## Problem description
Which lines contain the word "components"? Return each of them as written.

## Supplied material
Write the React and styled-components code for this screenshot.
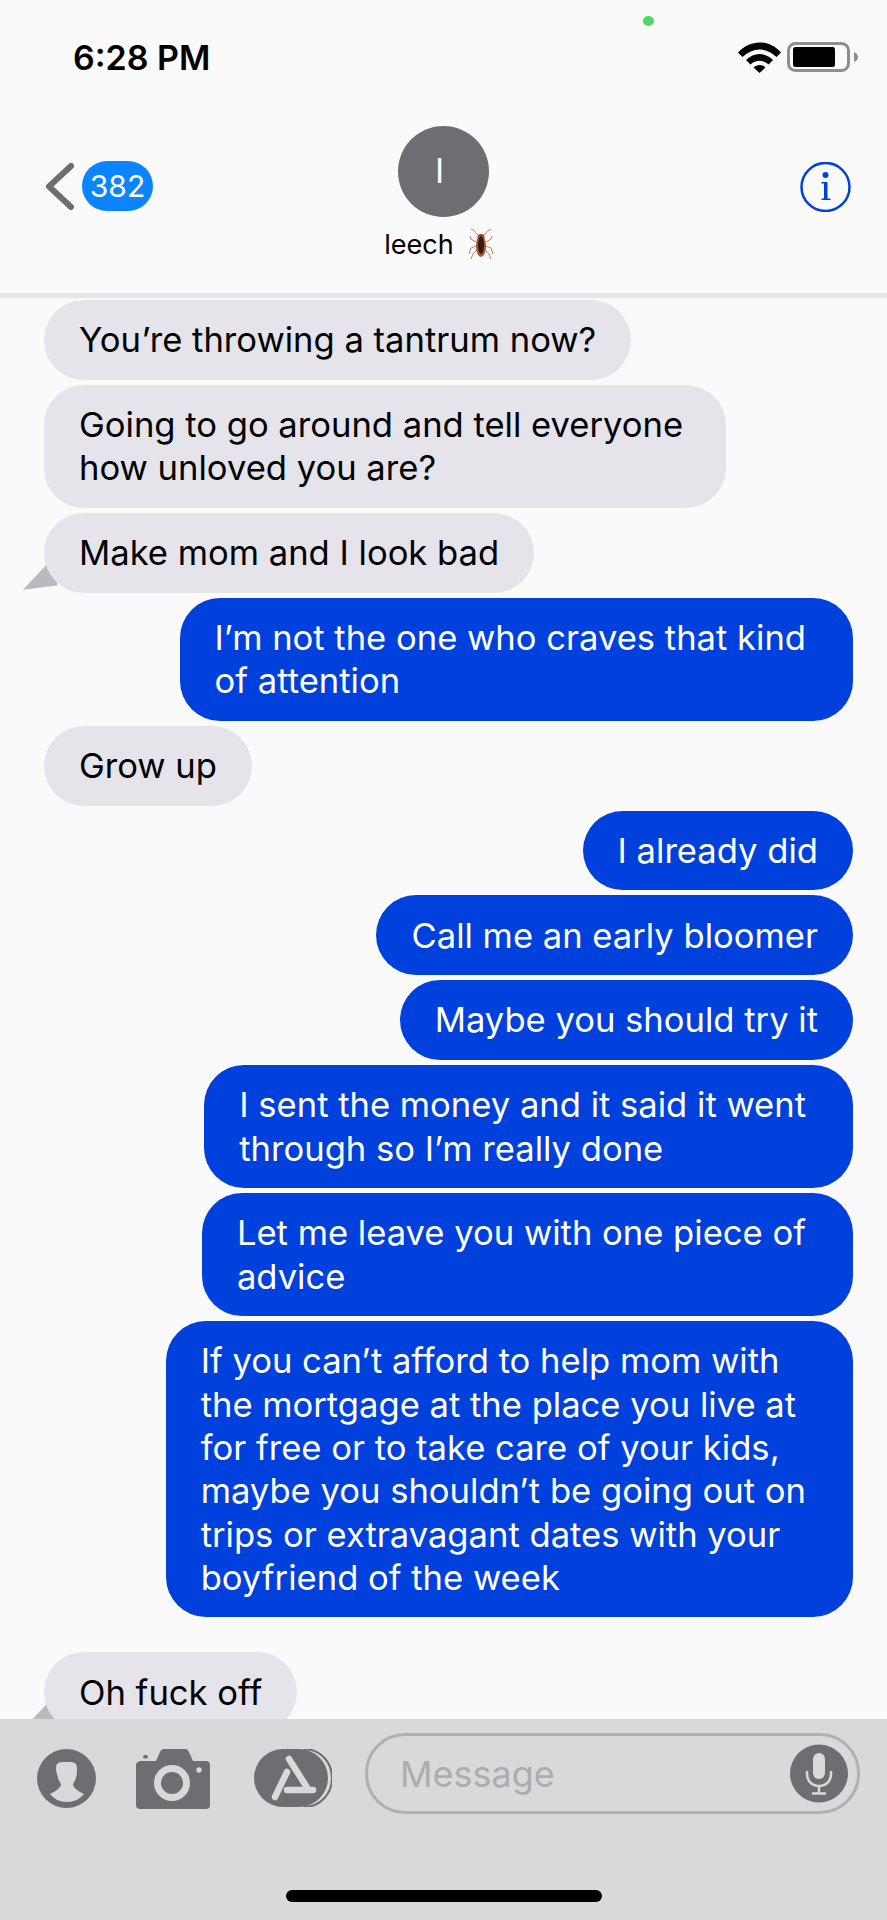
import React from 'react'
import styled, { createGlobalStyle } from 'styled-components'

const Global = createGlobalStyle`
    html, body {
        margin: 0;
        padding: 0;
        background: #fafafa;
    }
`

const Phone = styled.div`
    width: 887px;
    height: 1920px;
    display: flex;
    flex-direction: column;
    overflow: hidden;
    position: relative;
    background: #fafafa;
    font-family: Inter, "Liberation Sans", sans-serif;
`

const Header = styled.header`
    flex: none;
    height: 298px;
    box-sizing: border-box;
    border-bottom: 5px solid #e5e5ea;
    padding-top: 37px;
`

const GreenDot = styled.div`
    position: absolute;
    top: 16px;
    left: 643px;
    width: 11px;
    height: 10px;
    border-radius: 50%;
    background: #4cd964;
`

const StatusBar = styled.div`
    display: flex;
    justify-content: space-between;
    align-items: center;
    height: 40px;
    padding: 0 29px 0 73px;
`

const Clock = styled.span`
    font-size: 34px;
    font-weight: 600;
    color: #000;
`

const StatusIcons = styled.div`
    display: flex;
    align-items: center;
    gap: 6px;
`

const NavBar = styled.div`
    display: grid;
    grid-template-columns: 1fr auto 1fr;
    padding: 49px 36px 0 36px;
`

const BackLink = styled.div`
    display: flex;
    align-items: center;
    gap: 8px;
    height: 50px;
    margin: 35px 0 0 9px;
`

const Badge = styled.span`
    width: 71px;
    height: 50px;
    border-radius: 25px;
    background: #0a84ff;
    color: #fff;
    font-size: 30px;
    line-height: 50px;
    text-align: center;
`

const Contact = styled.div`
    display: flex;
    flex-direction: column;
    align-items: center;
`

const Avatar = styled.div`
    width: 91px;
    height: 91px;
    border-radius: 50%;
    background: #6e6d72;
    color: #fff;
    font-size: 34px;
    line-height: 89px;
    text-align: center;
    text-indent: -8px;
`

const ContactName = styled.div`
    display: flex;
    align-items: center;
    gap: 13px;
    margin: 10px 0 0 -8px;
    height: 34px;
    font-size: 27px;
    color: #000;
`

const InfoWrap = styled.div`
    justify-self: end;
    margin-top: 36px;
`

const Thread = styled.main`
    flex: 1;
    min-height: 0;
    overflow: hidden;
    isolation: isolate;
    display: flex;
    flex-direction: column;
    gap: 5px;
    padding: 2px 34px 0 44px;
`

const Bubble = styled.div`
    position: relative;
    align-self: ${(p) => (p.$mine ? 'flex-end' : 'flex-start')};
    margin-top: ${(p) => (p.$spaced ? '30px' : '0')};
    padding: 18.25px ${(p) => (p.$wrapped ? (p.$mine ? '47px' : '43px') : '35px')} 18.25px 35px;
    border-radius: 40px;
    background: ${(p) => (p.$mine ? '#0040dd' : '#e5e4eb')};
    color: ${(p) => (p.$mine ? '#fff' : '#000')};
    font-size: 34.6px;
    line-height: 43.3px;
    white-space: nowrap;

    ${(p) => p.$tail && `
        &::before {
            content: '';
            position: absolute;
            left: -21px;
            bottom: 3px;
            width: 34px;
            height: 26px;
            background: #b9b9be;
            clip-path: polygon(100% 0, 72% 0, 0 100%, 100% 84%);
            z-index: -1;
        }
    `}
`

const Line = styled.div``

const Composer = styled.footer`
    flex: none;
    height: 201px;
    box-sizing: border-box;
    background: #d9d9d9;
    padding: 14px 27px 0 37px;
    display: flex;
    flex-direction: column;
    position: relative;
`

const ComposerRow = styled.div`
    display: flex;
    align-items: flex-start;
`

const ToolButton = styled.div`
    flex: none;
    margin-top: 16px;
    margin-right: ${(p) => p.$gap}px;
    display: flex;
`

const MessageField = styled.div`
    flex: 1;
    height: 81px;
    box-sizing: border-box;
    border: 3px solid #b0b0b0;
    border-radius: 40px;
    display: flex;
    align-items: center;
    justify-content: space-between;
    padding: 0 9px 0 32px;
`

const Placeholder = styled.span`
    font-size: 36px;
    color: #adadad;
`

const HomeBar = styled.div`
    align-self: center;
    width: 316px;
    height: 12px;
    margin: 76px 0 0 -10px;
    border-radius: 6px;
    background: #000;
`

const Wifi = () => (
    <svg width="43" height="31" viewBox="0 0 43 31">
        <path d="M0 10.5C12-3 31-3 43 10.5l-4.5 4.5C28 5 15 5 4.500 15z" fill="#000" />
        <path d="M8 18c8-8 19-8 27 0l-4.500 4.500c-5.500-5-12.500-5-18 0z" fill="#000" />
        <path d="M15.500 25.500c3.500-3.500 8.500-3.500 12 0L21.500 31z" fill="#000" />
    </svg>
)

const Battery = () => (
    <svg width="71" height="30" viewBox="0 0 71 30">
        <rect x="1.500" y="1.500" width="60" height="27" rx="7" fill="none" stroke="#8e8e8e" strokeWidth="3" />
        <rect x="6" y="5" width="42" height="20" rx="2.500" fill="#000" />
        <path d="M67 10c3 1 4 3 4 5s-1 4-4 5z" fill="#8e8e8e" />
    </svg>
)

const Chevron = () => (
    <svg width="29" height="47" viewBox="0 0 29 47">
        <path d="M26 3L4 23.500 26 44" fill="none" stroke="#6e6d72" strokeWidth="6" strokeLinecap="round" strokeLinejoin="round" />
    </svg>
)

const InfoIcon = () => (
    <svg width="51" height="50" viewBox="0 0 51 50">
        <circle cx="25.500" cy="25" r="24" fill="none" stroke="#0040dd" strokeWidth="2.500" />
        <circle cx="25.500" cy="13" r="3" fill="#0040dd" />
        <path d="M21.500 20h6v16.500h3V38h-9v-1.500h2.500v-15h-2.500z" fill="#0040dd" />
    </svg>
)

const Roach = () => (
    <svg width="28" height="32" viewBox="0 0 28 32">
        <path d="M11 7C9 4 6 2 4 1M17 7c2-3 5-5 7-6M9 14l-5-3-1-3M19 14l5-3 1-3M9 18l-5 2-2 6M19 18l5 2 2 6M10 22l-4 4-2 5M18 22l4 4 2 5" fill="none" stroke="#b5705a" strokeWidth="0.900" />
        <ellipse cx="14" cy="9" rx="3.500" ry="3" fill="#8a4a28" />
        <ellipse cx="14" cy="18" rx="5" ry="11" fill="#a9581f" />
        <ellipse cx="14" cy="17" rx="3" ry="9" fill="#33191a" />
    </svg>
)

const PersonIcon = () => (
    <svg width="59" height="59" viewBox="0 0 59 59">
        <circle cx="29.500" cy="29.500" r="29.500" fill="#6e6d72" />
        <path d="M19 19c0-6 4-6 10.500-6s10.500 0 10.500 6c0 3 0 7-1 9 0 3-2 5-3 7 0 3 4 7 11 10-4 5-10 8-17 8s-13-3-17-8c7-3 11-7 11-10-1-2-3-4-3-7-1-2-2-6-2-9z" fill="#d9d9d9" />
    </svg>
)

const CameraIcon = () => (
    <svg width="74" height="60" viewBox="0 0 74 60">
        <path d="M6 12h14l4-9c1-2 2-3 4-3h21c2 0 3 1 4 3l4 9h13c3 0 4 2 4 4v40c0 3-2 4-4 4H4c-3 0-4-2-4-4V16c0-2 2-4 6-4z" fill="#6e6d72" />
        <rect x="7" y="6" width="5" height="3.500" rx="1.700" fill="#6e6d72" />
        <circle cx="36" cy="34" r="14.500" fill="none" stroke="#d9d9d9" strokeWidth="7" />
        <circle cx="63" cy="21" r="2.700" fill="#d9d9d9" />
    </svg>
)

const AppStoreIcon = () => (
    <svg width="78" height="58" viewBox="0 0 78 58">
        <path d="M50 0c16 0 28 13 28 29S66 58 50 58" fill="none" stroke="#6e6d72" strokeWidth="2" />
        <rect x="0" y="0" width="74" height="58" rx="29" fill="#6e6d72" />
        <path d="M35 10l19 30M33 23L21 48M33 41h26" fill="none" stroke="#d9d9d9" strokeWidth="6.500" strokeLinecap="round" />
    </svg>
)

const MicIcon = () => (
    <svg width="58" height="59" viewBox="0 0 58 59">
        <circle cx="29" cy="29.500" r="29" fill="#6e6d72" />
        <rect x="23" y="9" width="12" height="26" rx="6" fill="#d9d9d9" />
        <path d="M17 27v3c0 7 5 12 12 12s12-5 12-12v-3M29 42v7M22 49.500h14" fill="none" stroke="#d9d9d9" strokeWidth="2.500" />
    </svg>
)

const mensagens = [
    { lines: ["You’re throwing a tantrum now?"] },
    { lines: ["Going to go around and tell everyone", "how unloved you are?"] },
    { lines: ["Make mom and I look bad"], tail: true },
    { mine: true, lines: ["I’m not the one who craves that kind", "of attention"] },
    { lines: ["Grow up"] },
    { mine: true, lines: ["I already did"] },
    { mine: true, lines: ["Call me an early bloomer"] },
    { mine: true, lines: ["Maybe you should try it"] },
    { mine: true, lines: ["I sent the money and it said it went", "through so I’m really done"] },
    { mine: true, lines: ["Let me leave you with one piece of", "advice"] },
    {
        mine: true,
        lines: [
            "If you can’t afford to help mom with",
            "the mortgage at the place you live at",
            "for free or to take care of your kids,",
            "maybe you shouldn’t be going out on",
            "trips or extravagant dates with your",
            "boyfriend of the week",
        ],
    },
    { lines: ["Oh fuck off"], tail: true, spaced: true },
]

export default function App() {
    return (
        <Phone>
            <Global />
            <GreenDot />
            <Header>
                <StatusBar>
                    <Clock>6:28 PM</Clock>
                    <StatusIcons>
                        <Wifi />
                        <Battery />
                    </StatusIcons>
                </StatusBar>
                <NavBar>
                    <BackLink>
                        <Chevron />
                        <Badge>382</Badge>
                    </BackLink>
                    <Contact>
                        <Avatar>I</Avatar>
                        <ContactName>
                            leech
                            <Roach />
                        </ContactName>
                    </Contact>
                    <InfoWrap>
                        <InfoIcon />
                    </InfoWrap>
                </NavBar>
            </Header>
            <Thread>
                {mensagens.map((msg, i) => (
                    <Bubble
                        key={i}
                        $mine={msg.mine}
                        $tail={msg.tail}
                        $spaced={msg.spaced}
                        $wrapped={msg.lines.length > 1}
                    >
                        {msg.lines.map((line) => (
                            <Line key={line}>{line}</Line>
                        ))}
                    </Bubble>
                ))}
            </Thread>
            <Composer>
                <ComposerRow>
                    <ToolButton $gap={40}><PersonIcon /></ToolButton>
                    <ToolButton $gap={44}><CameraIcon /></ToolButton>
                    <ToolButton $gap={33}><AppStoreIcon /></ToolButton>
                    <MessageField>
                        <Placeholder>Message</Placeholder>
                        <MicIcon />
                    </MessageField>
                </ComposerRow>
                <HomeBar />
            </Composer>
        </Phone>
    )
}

## Task solution
Write the React and styled-components code for this screenshot.
import styled, { createGlobalStyle } from 'styled-components'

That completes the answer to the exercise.